Exercise task: Copy nothing but the text: reproduce each line of the listing exactly and leave the pictures out.

Records for the task:
- - -

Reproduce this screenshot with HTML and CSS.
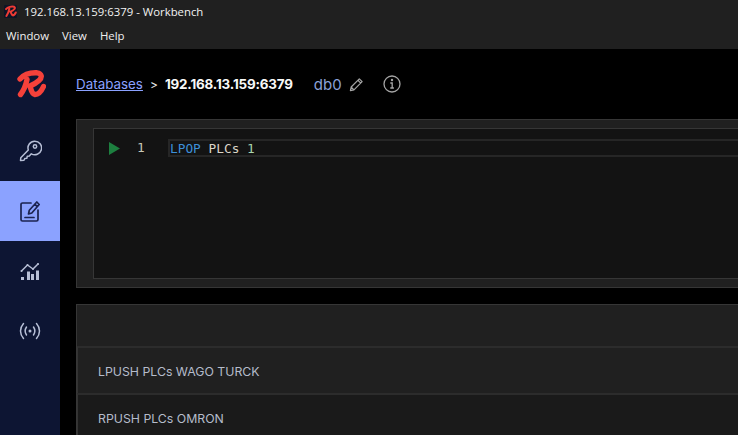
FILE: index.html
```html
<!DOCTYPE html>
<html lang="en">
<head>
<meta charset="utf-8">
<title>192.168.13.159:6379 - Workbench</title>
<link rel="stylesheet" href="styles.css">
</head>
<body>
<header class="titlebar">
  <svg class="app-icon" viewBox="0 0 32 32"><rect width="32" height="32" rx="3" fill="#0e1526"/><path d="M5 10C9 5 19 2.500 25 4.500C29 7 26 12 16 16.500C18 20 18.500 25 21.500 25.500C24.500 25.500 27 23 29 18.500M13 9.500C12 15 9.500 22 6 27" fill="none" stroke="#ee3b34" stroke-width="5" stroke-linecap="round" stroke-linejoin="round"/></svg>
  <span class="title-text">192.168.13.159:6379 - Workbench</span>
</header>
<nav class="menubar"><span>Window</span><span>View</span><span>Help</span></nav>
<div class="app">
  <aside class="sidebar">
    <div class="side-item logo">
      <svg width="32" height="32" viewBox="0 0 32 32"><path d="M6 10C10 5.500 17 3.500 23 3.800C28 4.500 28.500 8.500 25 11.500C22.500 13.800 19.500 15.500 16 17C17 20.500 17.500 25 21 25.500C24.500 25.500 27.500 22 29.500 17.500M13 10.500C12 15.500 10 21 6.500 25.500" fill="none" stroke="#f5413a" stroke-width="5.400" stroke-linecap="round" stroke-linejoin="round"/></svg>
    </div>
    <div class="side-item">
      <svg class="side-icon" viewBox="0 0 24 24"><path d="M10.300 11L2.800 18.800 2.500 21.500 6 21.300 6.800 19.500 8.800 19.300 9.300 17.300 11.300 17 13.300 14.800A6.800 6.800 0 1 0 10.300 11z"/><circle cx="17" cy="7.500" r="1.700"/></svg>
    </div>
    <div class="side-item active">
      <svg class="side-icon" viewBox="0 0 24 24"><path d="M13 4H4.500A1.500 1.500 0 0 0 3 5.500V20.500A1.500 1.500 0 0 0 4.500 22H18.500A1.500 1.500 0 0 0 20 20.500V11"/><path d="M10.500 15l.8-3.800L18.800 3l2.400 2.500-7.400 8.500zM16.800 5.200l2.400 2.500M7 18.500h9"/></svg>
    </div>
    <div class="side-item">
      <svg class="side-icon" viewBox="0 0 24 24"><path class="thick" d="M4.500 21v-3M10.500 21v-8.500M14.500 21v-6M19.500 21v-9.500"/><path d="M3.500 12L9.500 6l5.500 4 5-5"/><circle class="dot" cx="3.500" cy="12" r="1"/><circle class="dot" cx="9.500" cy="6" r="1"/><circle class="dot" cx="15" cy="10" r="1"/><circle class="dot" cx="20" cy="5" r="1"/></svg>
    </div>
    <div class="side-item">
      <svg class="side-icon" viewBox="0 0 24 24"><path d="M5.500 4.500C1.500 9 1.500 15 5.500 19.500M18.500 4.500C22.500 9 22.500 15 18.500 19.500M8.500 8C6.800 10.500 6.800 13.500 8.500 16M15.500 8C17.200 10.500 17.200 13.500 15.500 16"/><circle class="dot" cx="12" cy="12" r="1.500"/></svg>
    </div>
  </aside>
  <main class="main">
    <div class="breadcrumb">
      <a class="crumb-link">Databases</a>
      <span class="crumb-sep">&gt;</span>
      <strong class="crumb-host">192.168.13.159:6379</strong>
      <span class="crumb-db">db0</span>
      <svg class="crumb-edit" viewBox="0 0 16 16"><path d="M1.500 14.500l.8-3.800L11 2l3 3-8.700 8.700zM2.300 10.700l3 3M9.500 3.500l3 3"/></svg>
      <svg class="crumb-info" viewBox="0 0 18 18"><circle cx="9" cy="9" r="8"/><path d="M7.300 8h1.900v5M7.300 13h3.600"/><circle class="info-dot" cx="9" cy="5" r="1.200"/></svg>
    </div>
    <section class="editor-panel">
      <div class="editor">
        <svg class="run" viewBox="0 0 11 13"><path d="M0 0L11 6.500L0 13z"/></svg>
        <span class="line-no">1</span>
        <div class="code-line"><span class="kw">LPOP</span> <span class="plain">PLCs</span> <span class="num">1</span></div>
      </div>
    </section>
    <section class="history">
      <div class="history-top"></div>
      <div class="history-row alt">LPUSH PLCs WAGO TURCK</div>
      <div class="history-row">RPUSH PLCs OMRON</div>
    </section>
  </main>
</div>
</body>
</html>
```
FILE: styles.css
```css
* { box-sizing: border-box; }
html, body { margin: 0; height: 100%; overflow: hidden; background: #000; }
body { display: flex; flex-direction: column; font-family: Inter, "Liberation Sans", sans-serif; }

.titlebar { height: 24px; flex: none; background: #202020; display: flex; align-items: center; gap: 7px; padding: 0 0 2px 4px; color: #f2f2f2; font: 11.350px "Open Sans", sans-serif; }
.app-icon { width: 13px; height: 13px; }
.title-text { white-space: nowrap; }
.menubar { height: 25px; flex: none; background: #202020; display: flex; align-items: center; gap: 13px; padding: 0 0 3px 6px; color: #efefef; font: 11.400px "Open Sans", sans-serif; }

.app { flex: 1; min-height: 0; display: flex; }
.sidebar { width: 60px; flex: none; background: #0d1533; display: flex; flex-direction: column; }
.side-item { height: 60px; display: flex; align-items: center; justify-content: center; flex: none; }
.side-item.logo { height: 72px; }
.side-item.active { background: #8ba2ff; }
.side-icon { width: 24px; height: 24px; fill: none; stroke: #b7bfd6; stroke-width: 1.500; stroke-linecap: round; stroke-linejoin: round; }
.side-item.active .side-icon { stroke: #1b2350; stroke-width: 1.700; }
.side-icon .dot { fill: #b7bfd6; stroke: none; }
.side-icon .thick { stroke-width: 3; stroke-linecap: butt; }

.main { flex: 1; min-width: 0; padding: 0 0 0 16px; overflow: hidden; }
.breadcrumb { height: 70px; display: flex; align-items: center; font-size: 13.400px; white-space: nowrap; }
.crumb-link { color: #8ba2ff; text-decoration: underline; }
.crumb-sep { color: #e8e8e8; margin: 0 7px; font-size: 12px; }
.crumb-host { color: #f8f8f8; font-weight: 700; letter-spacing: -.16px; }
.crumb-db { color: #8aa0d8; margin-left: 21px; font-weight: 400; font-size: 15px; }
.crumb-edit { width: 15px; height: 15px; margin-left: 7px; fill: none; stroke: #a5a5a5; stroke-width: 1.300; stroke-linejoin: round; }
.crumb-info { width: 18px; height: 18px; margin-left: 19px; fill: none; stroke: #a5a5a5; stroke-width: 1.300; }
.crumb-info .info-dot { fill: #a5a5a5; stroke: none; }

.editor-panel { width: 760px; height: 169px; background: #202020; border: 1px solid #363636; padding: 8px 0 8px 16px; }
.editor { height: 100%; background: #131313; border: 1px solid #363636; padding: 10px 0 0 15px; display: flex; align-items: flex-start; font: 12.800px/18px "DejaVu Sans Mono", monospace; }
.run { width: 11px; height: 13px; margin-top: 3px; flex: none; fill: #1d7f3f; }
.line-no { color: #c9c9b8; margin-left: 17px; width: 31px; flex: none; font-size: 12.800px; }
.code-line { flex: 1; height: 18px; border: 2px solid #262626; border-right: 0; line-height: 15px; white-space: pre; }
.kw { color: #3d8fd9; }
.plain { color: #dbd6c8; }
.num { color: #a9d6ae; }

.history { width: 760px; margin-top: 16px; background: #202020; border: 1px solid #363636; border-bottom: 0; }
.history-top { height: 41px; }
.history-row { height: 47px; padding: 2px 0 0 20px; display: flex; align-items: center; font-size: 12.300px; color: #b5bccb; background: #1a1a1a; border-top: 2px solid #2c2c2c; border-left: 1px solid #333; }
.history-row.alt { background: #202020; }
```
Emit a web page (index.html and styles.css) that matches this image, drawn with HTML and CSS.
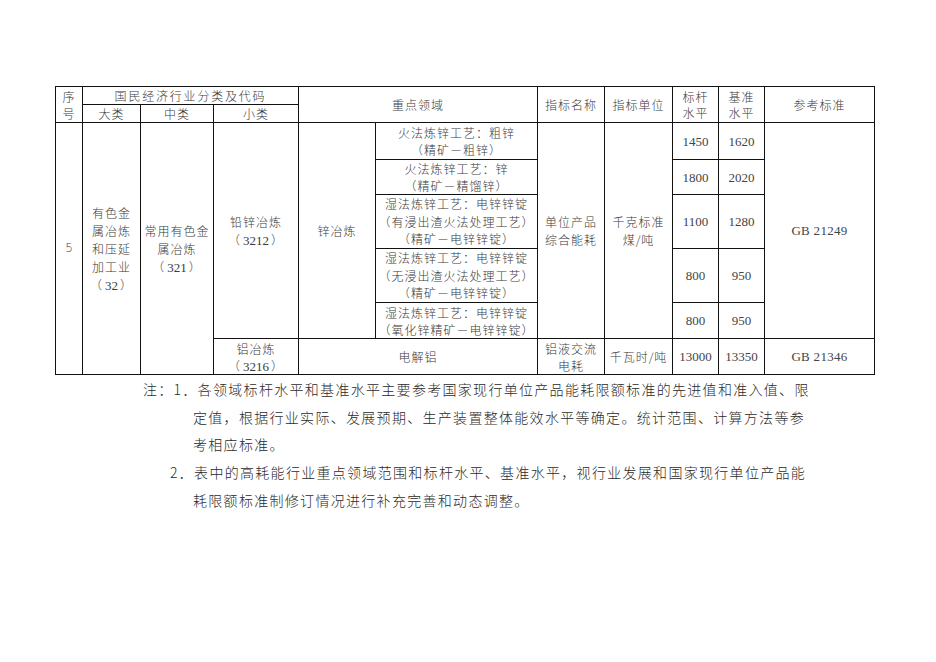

- - -

Complete answer:
Reproduce this screenshot with HTML and CSS.
FILE: index.html
```html
<!DOCTYPE html>
<html lang="en">
<head>
<meta charset="utf-8">
<title>192.168.13.159:6379 - Workbench</title>
<link rel="stylesheet" href="styles.css">
</head>
<body>
<header class="titlebar">
  <svg class="app-icon" viewBox="0 0 32 32"><rect width="32" height="32" rx="3" fill="#0e1526"/><path d="M5 10C9 5 19 2.500 25 4.500C29 7 26 12 16 16.500C18 20 18.500 25 21.500 25.500C24.500 25.500 27 23 29 18.500M13 9.500C12 15 9.500 22 6 27" fill="none" stroke="#ee3b34" stroke-width="5" stroke-linecap="round" stroke-linejoin="round"/></svg>
  <span class="title-text">192.168.13.159:6379 - Workbench</span>
</header>
<nav class="menubar"><span>Window</span><span>View</span><span>Help</span></nav>
<div class="app">
  <aside class="sidebar">
    <div class="side-item logo">
      <svg width="32" height="32" viewBox="0 0 32 32"><path d="M6 10C10 5.500 17 3.500 23 3.800C28 4.500 28.500 8.500 25 11.500C22.500 13.800 19.500 15.500 16 17C17 20.500 17.500 25 21 25.500C24.500 25.500 27.500 22 29.500 17.500M13 10.500C12 15.500 10 21 6.500 25.500" fill="none" stroke="#f5413a" stroke-width="5.400" stroke-linecap="round" stroke-linejoin="round"/></svg>
    </div>
    <div class="side-item">
      <svg class="side-icon" viewBox="0 0 24 24"><path d="M10.300 11L2.800 18.800 2.500 21.500 6 21.300 6.800 19.500 8.800 19.300 9.300 17.300 11.300 17 13.300 14.800A6.800 6.800 0 1 0 10.300 11z"/><circle cx="17" cy="7.500" r="1.700"/></svg>
    </div>
    <div class="side-item active">
      <svg class="side-icon" viewBox="0 0 24 24"><path d="M13 4H4.500A1.500 1.500 0 0 0 3 5.500V20.500A1.500 1.500 0 0 0 4.500 22H18.500A1.500 1.500 0 0 0 20 20.500V11"/><path d="M10.500 15l.8-3.800L18.800 3l2.400 2.500-7.400 8.500zM16.800 5.200l2.400 2.500M7 18.500h9"/></svg>
    </div>
    <div class="side-item">
      <svg class="side-icon" viewBox="0 0 24 24"><path class="thick" d="M4.500 21v-3M10.500 21v-8.500M14.500 21v-6M19.500 21v-9.500"/><path d="M3.500 12L9.500 6l5.500 4 5-5"/><circle class="dot" cx="3.500" cy="12" r="1"/><circle class="dot" cx="9.500" cy="6" r="1"/><circle class="dot" cx="15" cy="10" r="1"/><circle class="dot" cx="20" cy="5" r="1"/></svg>
    </div>
    <div class="side-item">
      <svg class="side-icon" viewBox="0 0 24 24"><path d="M5.500 4.500C1.500 9 1.500 15 5.500 19.500M18.500 4.500C22.500 9 22.500 15 18.500 19.500M8.500 8C6.800 10.500 6.800 13.500 8.500 16M15.500 8C17.200 10.500 17.200 13.500 15.500 16"/><circle class="dot" cx="12" cy="12" r="1.500"/></svg>
    </div>
  </aside>
  <main class="main">
    <div class="breadcrumb">
      <a class="crumb-link">Databases</a>
      <span class="crumb-sep">&gt;</span>
      <strong class="crumb-host">192.168.13.159:6379</strong>
      <span class="crumb-db">db0</span>
      <svg class="crumb-edit" viewBox="0 0 16 16"><path d="M1.500 14.500l.8-3.800L11 2l3 3-8.700 8.700zM2.300 10.700l3 3M9.500 3.500l3 3"/></svg>
      <svg class="crumb-info" viewBox="0 0 18 18"><circle cx="9" cy="9" r="8"/><path d="M7.300 8h1.900v5M7.300 13h3.600"/><circle class="info-dot" cx="9" cy="5" r="1.200"/></svg>
    </div>
    <section class="editor-panel">
      <div class="editor">
        <svg class="run" viewBox="0 0 11 13"><path d="M0 0L11 6.500L0 13z"/></svg>
        <span class="line-no">1</span>
        <div class="code-line"><span class="kw">LPOP</span> <span class="plain">PLCs</span> <span class="num">1</span></div>
      </div>
    </section>
    <section class="history">
      <div class="history-top"></div>
      <div class="history-row alt">LPUSH PLCs WAGO TURCK</div>
      <div class="history-row">RPUSH PLCs OMRON</div>
    </section>
  </main>
</div>
</body>
</html>
```
FILE: styles.css
```css
* { box-sizing: border-box; }
html, body { margin: 0; height: 100%; overflow: hidden; background: #000; }
body { display: flex; flex-direction: column; font-family: Inter, "Liberation Sans", sans-serif; }

.titlebar { height: 24px; flex: none; background: #202020; display: flex; align-items: center; gap: 7px; padding: 0 0 2px 4px; color: #f2f2f2; font: 11.350px "Open Sans", sans-serif; }
.app-icon { width: 13px; height: 13px; }
.title-text { white-space: nowrap; }
.menubar { height: 25px; flex: none; background: #202020; display: flex; align-items: center; gap: 13px; padding: 0 0 3px 6px; color: #efefef; font: 11.400px "Open Sans", sans-serif; }

.app { flex: 1; min-height: 0; display: flex; }
.sidebar { width: 60px; flex: none; background: #0d1533; display: flex; flex-direction: column; }
.side-item { height: 60px; display: flex; align-items: center; justify-content: center; flex: none; }
.side-item.logo { height: 72px; }
.side-item.active { background: #8ba2ff; }
.side-icon { width: 24px; height: 24px; fill: none; stroke: #b7bfd6; stroke-width: 1.500; stroke-linecap: round; stroke-linejoin: round; }
.side-item.active .side-icon { stroke: #1b2350; stroke-width: 1.700; }
.side-icon .dot { fill: #b7bfd6; stroke: none; }
.side-icon .thick { stroke-width: 3; stroke-linecap: butt; }

.main { flex: 1; min-width: 0; padding: 0 0 0 16px; overflow: hidden; }
.breadcrumb { height: 70px; display: flex; align-items: center; font-size: 13.400px; white-space: nowrap; }
.crumb-link { color: #8ba2ff; text-decoration: underline; }
.crumb-sep { color: #e8e8e8; margin: 0 7px; font-size: 12px; }
.crumb-host { color: #f8f8f8; font-weight: 700; letter-spacing: -.16px; }
.crumb-db { color: #8aa0d8; margin-left: 21px; font-weight: 400; font-size: 15px; }
.crumb-edit { width: 15px; height: 15px; margin-left: 7px; fill: none; stroke: #a5a5a5; stroke-width: 1.300; stroke-linejoin: round; }
.crumb-info { width: 18px; height: 18px; margin-left: 19px; fill: none; stroke: #a5a5a5; stroke-width: 1.300; }
.crumb-info .info-dot { fill: #a5a5a5; stroke: none; }

.editor-panel { width: 760px; height: 169px; background: #202020; border: 1px solid #363636; padding: 8px 0 8px 16px; }
.editor { height: 100%; background: #131313; border: 1px solid #363636; padding: 10px 0 0 15px; display: flex; align-items: flex-start; font: 12.800px/18px "DejaVu Sans Mono", monospace; }
.run { width: 11px; height: 13px; margin-top: 3px; flex: none; fill: #1d7f3f; }
.line-no { color: #c9c9b8; margin-left: 17px; width: 31px; flex: none; font-size: 12.800px; }
.code-line { flex: 1; height: 18px; border: 2px solid #262626; border-right: 0; line-height: 15px; white-space: pre; }
.kw { color: #3d8fd9; }
.plain { color: #dbd6c8; }
.num { color: #a9d6ae; }

.history { width: 760px; margin-top: 16px; background: #202020; border: 1px solid #363636; border-bottom: 0; }
.history-top { height: 41px; }
.history-row { height: 47px; padding: 2px 0 0 20px; display: flex; align-items: center; font-size: 12.300px; color: #b5bccb; background: #1a1a1a; border-top: 2px solid #2c2c2c; border-left: 1px solid #333; }
.history-row.alt { background: #202020; }
```
Emit a web page (index.html and styles.css) that matches this image, drawn with HTML and CSS.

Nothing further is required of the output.